1905 Rucker House Lists in Everett, Washington for $3.5M (PHOTOS)

1905 Rucker House Lists in Everett, Washington for $3.5M

$3,500,000 | Built 1905 | 9,955 Sq. Ft. | 6 Beds | 6 Baths | 2.76 Acres
412 Laurel Drive, Everett, Washington, United States, 98201
Built in 1904-05, the Rucker House, known also as the Rucker Mansion and listed on the National Register of Historic Places, has hit the market in Everett, Washington for $3.5 million. The views of Puget Sound, the Olympic Mountains, and the Cascade Mountains are truly spectacular from this approximately 10,000 square foot masterpiece. This home has been completely renovated with the finest of finishes & features world-class materials, craftsmanship & woodworking. The 2.76 acres are impeccably landscaped and include the carriage house that offers 4,300 square feet and the original horse stalls below. The floor plan is very functional and is an entertainer’s dream. The elevator can escort your guests to the top floor ballroom for some dancing and they can find fresh air and stunning sunsets on any of three balconies. Rucker Mansion is on the market for $3.5 million with Dan Gunderson of Windermere Real Estate M2 LLC.

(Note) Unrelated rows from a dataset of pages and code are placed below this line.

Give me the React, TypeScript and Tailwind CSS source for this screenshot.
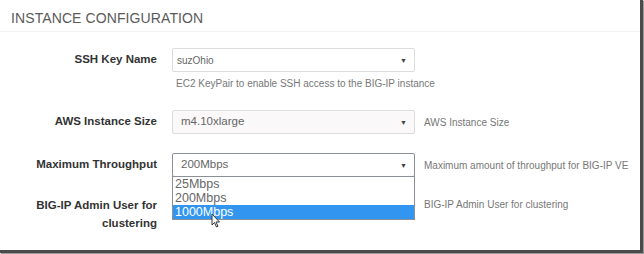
const FONT = { fontFamily: '"Liberation Sans", Arial, sans-serif' }

function Caret() {
  return <span className="text-[7px] text-[#444] leading-none">▼</span>
}

function SelectBox({
  value,
  focused = false,
  tint = false,
  small = false,
}: {
  value: string
  focused?: boolean
  tint?: boolean
  small?: boolean
}) {
  return (
    <div
      className={`flex h-[24px] w-[243px] items-center justify-between rounded-[2px] border pr-[7px] ${
        focused ? 'border-[#8a8f98]' : 'border-[#dcdcdc]'
      } ${tint ? 'bg-[#faf8f8]' : 'bg-white'} ${small ? 'pl-[4px]' : 'pl-[8px]'}`}
    >
      <span className={`${small ? 'text-[10px]' : 'text-[11.5px]'} text-[#666]`}>{value}</span>
      <Caret />
    </div>
  )
}

export default function App() {
  return (
    <div className="h-[254px] w-[644px] bg-white" style={FONT}>
      <div className="relative h-[253px] w-[643px] border-r-[3px] border-b-[3px] border-[#4a4a4a] bg-white shadow-[1px_1px_1px_#999]">
        {/* Header */}
        <div className="h-[32px] border-b border-[#f2f2f2] pl-[11px] pt-[9px]">
          <h1 className="text-[14px] leading-[18px] tracking-[0.1px] text-[#5a5a5a]">INSTANCE CONFIGURATION</h1>
        </div>

        <div className="mt-[16px] grid grid-cols-[157px_243px_1fr] gap-x-[15px] text-[11.5px]">
          {/* SSH key */}
          <div className="flex h-[24px] items-center justify-end font-bold text-[#333]">SSH Key Name</div>
          <div>
            <SelectBox value="suzOhio" small />
            <div className="mt-[4px] whitespace-nowrap pl-[4px] text-[10px] text-[#777]">
              EC2 KeyPair to enable SSH access to the BIG-IP instance
            </div>
          </div>
          <div />

          {/* Instance size */}
          <div className="mt-[19px] flex h-[24px] items-center justify-end font-bold text-[#333]">AWS Instance Size</div>
          <div className="mt-[19px]">
            <SelectBox value="m4.10xlarge" tint />
          </div>
          <div className="mt-[19px] -ml-[6px] flex h-[24px] items-center whitespace-nowrap text-[10px] text-[#777]">
            AWS Instance Size
          </div>

          {/* Throughput */}
          <div className="mt-[19px] flex h-[24px] items-center justify-end font-bold text-[#333]">Maximum Throughput</div>
          <div className="relative mt-[19px]">
            <SelectBox value="200Mbps" focused />
            <div className="absolute left-0 top-[23px] z-10 w-[243px] border border-[#8a8f98] bg-white text-[12.5px] leading-[14px] text-[#666]">
              <div className="pl-[2px]">25Mbps</div>
              <div className="pl-[2px]">200Mbps</div>
              <div className="bg-[#3296f0] pl-[2px] text-white">1000Mbps</div>
            </div>
            <svg className="absolute left-[39px] top-[60px] z-20" width="10" height="15" viewBox="0 0 10 15">
              <path d="M1 1 L1 12 L3.5 9.5 L5.5 14 L7 13.3 L5 9 L8.5 9 Z" fill="#fff" stroke="#333" strokeWidth="1" />
            </svg>
          </div>
          <div className="mt-[19px] -ml-[6px] flex h-[24px] items-center whitespace-nowrap text-[10px] text-[#777]">
            Maximum amount of throughput for BIG-IP VE
          </div>

          {/* Admin user */}
          <div className="mt-[19px] text-right font-bold leading-[18px] text-[#333]">
            BIG-IP Admin User for
            <br />
            clustering
          </div>
          <div />
          <div className="mt-[19px] -ml-[6px] whitespace-nowrap text-[10px] leading-[18px] text-[#777]">
            BIG-IP Admin User for clustering
          </div>
        </div>
      </div>
    </div>
  )
}
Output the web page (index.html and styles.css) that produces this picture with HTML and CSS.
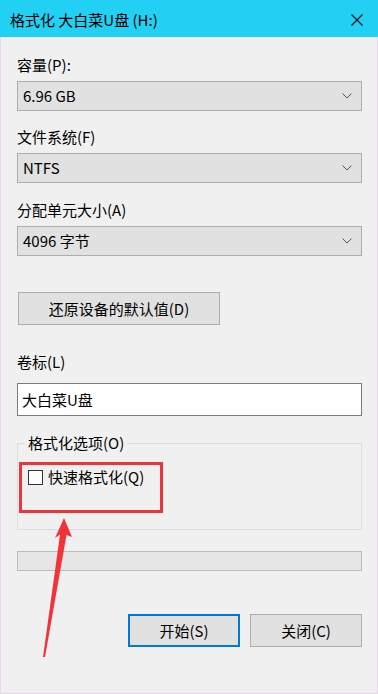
FILE: index.html
```html
<!DOCTYPE html>
<html lang="zh-CN">
<head>
  <meta charset="UTF-8" />
  <meta name="viewport" content="width=device-width, initial-scale=1.0" />
  <title>格式化 大白菜U盘 (H:)</title>
  <link rel="stylesheet" href="styles.css">
</head>
<body>

  <div class="window">
    <div class="titlebar">
      <span class="title">格式化 大白菜U盘 (H:)</span>
      <svg class="close" width="12" height="12" viewBox="0 0 12 12">
        <path d="M0.5 0.5 L11.5 11.5 M11.5 0.5 L0.5 11.5" stroke="#111" stroke-width="1.1" fill="none" />
      </svg>
    </div>

    <div class="content">
      <div class="field">
        <div class="label">容量(P):</div>
        <div class="select">
          <span>6.96 GB</span>
          <svg class="chevron" width="10" height="6" viewBox="0 0 10 6"><path d="M0.5 0.5 L5 5 L9.5 0.5" stroke="#555" fill="none" /></svg>
        </div>
      </div>

      <div class="field second">
        <div class="label">文件系统(F)</div>
        <div class="select">
          <span>NTFS</span>
          <svg class="chevron" width="10" height="6" viewBox="0 0 10 6"><path d="M0.5 0.5 L5 5 L9.5 0.5" stroke="#555" fill="none" /></svg>
        </div>
      </div>

      <div class="field third">
        <div class="label">分配单元大小(A)</div>
        <div class="select">
          <span>4096 字节</span>
          <svg class="chevron" width="10" height="6" viewBox="0 0 10 6"><path d="M0.5 0.5 L5 5 L9.5 0.5" stroke="#555" fill="none" /></svg>
        </div>
      </div>

      <button class="btn restore">还原设备的默认值(D)</button>

      <div class="field volume">
        <div class="label">卷标(L)</div>
        <div class="textbox">大白菜U盘</div>
      </div>

      <fieldset class="options">
        <legend>格式化选项(O)</legend>
        <div class="mark">
          <div class="check"><span class="box"></span>快速格式化(Q)</div>
        </div>
      </fieldset>

      <div class="progress"></div>

      <div class="actions">
        <button class="btn primary">开始(S)</button>
        <button class="btn">关闭(C)</button>
      </div>
    </div>

    <!-- red annotation arrow -->
    <svg class="arrow" width="378" height="694" viewBox="0 0 378 694">
      <polygon points="64,518 72,537 66.5,535 45,657 43,657 60,534.5 55,538" fill="#f0343a" />
    </svg>
  </div>

</body>
</html>
```

FILE: styles.css
```css
* {
  box-sizing: border-box;
}
body {
  margin: 0;
  background-color: #f0f0f0;
  font-family: "Noto Sans CJK SC", "Noto Sans", sans-serif;
  font-size: 15px;
  color: #000;
}
.window {
  position: relative;
  width: 378px;
  height: 694px;
  background-color: #f0f0f0;
  border-left: 1px solid #ecd3ef;
  border-right: 1px solid #ecd3ef;
  border-bottom: 1px solid #ecd3ef;
}
.titlebar {
  display: flex;
  align-items: center;
  justify-content: space-between;
  height: 37px;
  margin: 0 -1px;
  padding: 2px 15px 0 10px;
  background-color: #22d0f4;
}
.title {
  line-height: 20px;
}
.close {
  display: block;
}
.content {
  display: flex;
  flex-direction: column;
  padding: 18px 15px 0 16px;
}
.label {
  line-height: 20px;
  margin-bottom: 6px;
}
.second {
  margin-top: 16px;
}
.third {
  margin-top: 17px;
}
.select {
  display: flex;
  align-items: center;
  justify-content: space-between;
  height: 30px;
  padding: 0 9px 0 5px;
  background-color: #e1e1e1;
  border: 1px solid #adadad;
  line-height: 20px;
}
.chevron {
  display: block;
}
.btn {
  height: 33px;
  background-color: #e1e1e1;
  border: 1px solid #adadad;
  font-family: inherit;
  font-size: 15px;
  color: #000;
  padding: 0;
}
.restore {
  align-self: flex-start;
  width: 202px;
  margin: 36px 0 0 1px;
}
.volume {
  margin-top: 27px;
}
.volume .label {
  margin-bottom: 11px;
}
.textbox {
  height: 33px;
  padding: 0 4px;
  background-color: #fff;
  border: 1px solid #7a7a7a;
  line-height: 31px;
}
.options {
  margin: 17px 0 0;
  padding: 9px 0 16px 1px;
  border: 1px solid #dcdcdc;
  min-width: 0;
}
.options legend {
  margin-left: 6px;
  padding: 0 3px;
  line-height: 20px;
  color: #000;
}
.mark {
  width: 144px;
  height: 51px;
  padding: 2px 0 0 6px;
  border: 3px solid #e8363c;
}
.check {
  display: flex;
  align-items: center;
  gap: 5px;
  line-height: 20px;
}
.box {
  width: 15px;
  height: 15px;
  background-color: #fff;
  border: 1px solid #333;
}
.progress {
  height: 20px;
  margin-top: 21px;
  background-color: #e6e6e6;
  border: 1px solid #bcbcbc;
}
.actions {
  display: flex;
  justify-content: flex-end;
  gap: 10px;
  margin-top: 43px;
}
.actions .btn {
  width: 112px;
}
.primary {
  border: 2px solid #0078d7;
}
.arrow {
  position: absolute;
  left: -1px;
  top: 0;
  pointer-events: none;
}
```
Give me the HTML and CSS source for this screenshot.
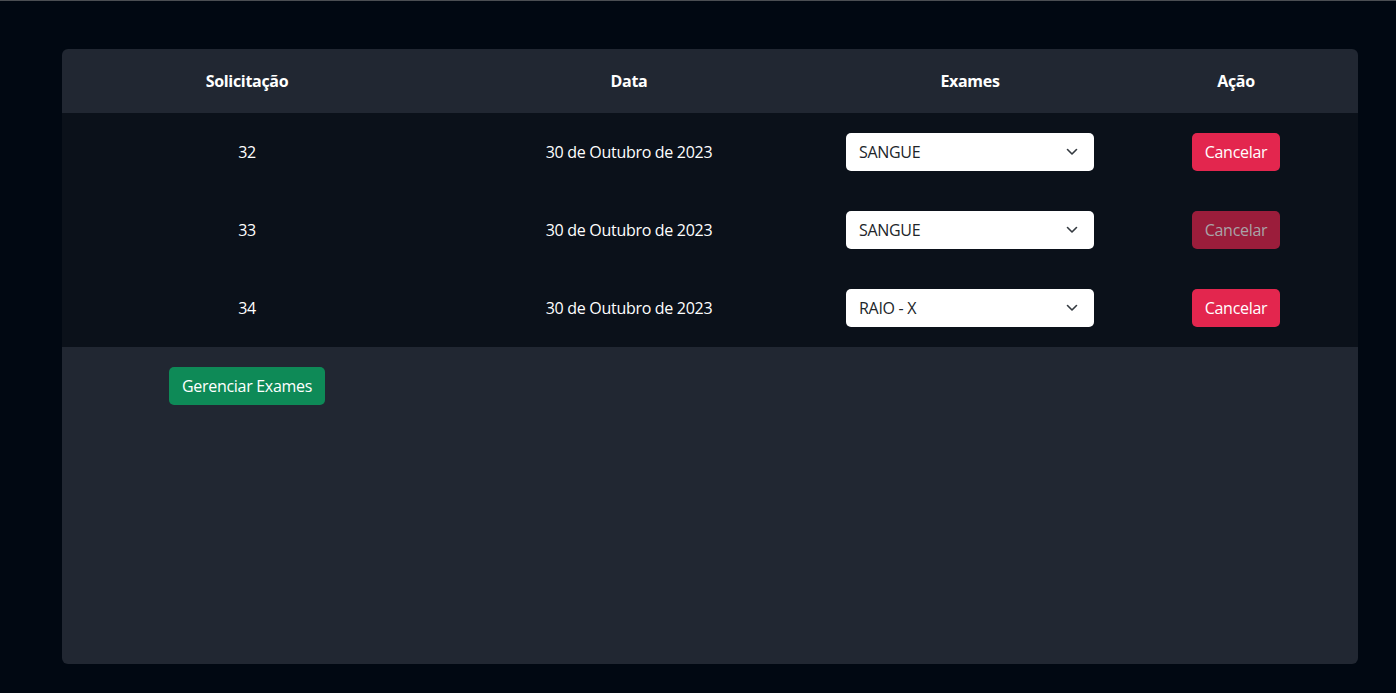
FILE: index.html
```html
<!DOCTYPE html>
<html lang="pt-BR">
<head>
<meta charset="utf-8">
<title>Exames</title>
<link rel="stylesheet" href="styles.css">
</head>
<body>
<div class="page">
  <div class="card">
    <table class="tbl">
      <colgroup>
        <col class="c1"><col class="c2"><col class="c3"><col class="c4">
      </colgroup>
      <thead>
        <tr><th>Solicitação</th><th>Data</th><th>Exames</th><th>Ação</th></tr>
      </thead>
      <tbody>
        <tr>
          <td>32</td><td>30 de Outubro de 2023</td>
          <td><div class="select"><span>SANGUE</span><svg width="12" height="8" viewBox="0 0 12 8"><path d="M1.5 1.5 L6 6 L10.5 1.5" fill="none" stroke="#343a40" stroke-width="1.6" stroke-linecap="round" stroke-linejoin="round"/></svg></div></td>
          <td><button class="btn btn-red">Cancelar</button></td>
        </tr>
        <tr>
          <td>33</td><td>30 de Outubro de 2023</td>
          <td><div class="select"><span>SANGUE</span><svg width="12" height="8" viewBox="0 0 12 8"><path d="M1.5 1.5 L6 6 L10.5 1.5" fill="none" stroke="#343a40" stroke-width="1.6" stroke-linecap="round" stroke-linejoin="round"/></svg></div></td>
          <td><button class="btn btn-red disabled">Cancelar</button></td>
        </tr>
        <tr>
          <td>34</td><td>30 de Outubro de 2023</td>
          <td><div class="select"><span>RAIO - X</span><svg width="12" height="8" viewBox="0 0 12 8"><path d="M1.5 1.5 L6 6 L10.5 1.5" fill="none" stroke="#343a40" stroke-width="1.6" stroke-linecap="round" stroke-linejoin="round"/></svg></div></td>
          <td><button class="btn btn-red">Cancelar</button></td>
        </tr>
      </tbody>
    </table>
    <div class="footer">
      <div class="footer-cell"><button class="btn btn-green">Gerenciar Exames</button></div>
    </div>
  </div>
</div>
</body>
</html>
```
FILE: styles.css
```css
html, body {
  margin: 0;
  padding: 0;
}
body {
  background: #010812;
  border-top: 1px solid #4b4e53;
  font-family: "Open Sans", "Noto Sans", sans-serif;
  font-size: 16px;
  letter-spacing: -0.3px;
  color: #fff;
  height: 692px;
  overflow: hidden;
}
.page {
  padding: 48px 38px 0 62px;
}
.card {
  width: 1296px;
  height: 615px;
  background: #212732;
  border-radius: 6px;
  overflow: hidden;
}
.tbl {
  width: 1296px;
  border-collapse: collapse;
  table-layout: fixed;
}
.c1 { width: 370px; }
.c2 { width: 394px; }
.c3 { width: 288px; }
.c4 { width: 244px; }
.tbl th {
  height: 64px;
  padding: 0;
  font-weight: 700;
  font-size: 16px;
  text-align: center;
  vertical-align: middle;
}
.tbl tbody tr {
  background: #0b111a;
}
.tbl td {
  height: 78px;
  padding: 0 20px;
  text-align: center;
  vertical-align: middle;
  box-sizing: border-box;
}
.select {
  height: 38px;
  background: #fff;
  border-radius: 5px;
  display: flex;
  align-items: center;
  justify-content: space-between;
  padding: 0 16px 0 13px;
  color: #212529;
  text-align: left;
}
.btn {
  font-family: inherit;
  font-size: 16px;
  letter-spacing: -0.3px;
  height: 38px;
  border: none;
  border-radius: 5px;
  color: #fff;
  padding: 0 13px;
  cursor: pointer;
}
.btn-red {
  background: #e3264e;
  width: 88px;
  padding: 0;
}
.btn-red.disabled {
  background: #9b1d3b;
  color: #a9a3a8;
}
.btn-green {
  background: #0e8a57;
  width: 156px;
  padding: 0;
}
.footer {
  display: flex;
  padding-top: 20px;
}
.footer-cell {
  width: 370px;
  display: flex;
  justify-content: center;
}
```
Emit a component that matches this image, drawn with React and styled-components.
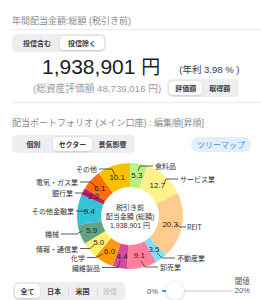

History of the Rucker House by Herald Net: The population of Everett was 16,000 in 1905 when construction was finished on the mansion built by timber tycoon brothers Wyatt and Bethel Rucker for a then-whopping $40,000. The home was shared with Bethel’s bride, Ruby, and their mom, Jane Rucker, who died two years later. The home changed hands when the Ruckers moved to Lake Stevens to be near their sawmill, tired of the long commute by horse-and-buggy and row boat. Though no Rucker (other than a namesake dog) has lived in the house for about 100 years, it’s still called Rucker Mansion. In the 1990s, the property was vacant and needed TLC. There was talk of razing it and subdividing the land. Bob and Brenda Kerr scooped it up for $650,000 in 1997. The couple, who met in Alaska, were newlyweds. Bob had lived in Bellevue since 1975, and he wanted to bring Brenda to Washington. “I told her about this charming old house in Everett with a ballroom,” said Bob Kerr, who hails from Texas and still has the drawl. Brenda Kerr, an outdoorsy Minnesotan turned Coloradan then Alaskan, wasn’t familiar with Everett or its Rucker founders. “I just thought we were touring a cool historic mansion,” she said. The couple saw the house on a Sunday and made an offer on Monday. They own property management and investment companies, but this was for their residence. The Kerrs spent the next 23 years fixing it up. It was a combination of DIY and calling in the experts.